Ao longo dessas obras, Solha tem desenvolvido um estilo próprio
de versejar, uma combinação pessoal entre o verso livre e a rima. Ele usa
insistentemente o verso livre, a linha sem tamanho fixo, ora muito curta, ora
muito extensa, “quebrada” em qualquer ponto, como uma forma de criar “quebra-molas
verbais” capazes de suster e cadenciar o fluxo da leitura.
Sua dicção, mesmo quando usa imagens retóricas poderosas,
é sempre a dicção da prosa, da prosa expositiva, consequencial, em que um
argumento ou uma descrição se desenrolam com rigor e clareza. O corte da linha
funciona, neste caso, como um alerta permanente de que o ritmo de
leitura-e-degustação deve ser outro.
Vai daí que Solha emprega seus artifícios para atenuar
essa tendência à linguagem prosaica. “Prosaica” no bom sentido, da fala sem excesso
de artifícios, como lembrava T. S. Eliot em “The Music of Poetry” (em On Poetry and Poets, Noonday Press,
1961):
“A poesia não deve derivar
para muito longe da nossa linguagem ordinária, cotidiana, a que usamos e que
ouvimos. Que seja ela acentual ou
silábica, rimada ou sem rimas, formal ou livre, ela não pode se dar o luxo de
perder o contato com as formas mutáveis do discurso coloquial. (...) Cada revolução na poesia acaba resultando, e
muitas vezes assim se proclama, num retorno à fala comum.” (trad. BT)

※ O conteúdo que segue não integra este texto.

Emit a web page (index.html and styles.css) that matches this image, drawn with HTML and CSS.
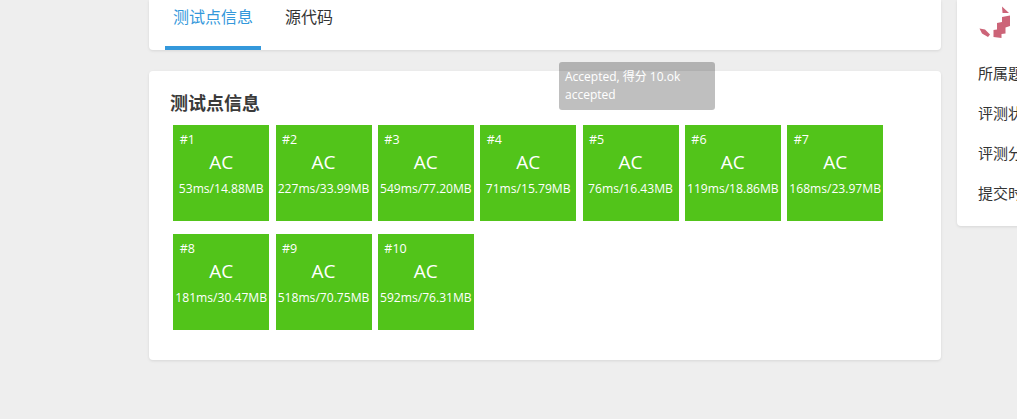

Solha abre mão de metrificar, não por não saber fazê-lo
(quando ele produz letras para serem musicadas, suas sextilhas e seus martelos
são impecáveis), mas porque sua aventura não é só poética, é
poético-filosófica, e requer a convivência (tensa) entre os recursos de ambas
as linguagens.
Surge também daí (acho eu) seu uso personalíssimo das
rimas, que em seu texto não têm localização fixa, e aparecem distribuídas meio
aleatoriamente no interior dos versos, às vezes surpreendendo pelo inusitado de
sua presença, às vezes invisíveis (inaudíveis) pelo modo sem-costura com que se
integram ao conteúdo do discurso.
Se este projeto ambicioso de Solha tem aquilo que Borges
descrevia como “balbuciante grandeza”,
que os seus leitores esperem a maciça “Auto/b/i/o/grafia” que ele vem há tempos
distribuindo em fragmentos pelo Facebook. Fiel ao seu propósito de pensar o
mundo enquanto mundo e pensamento existam.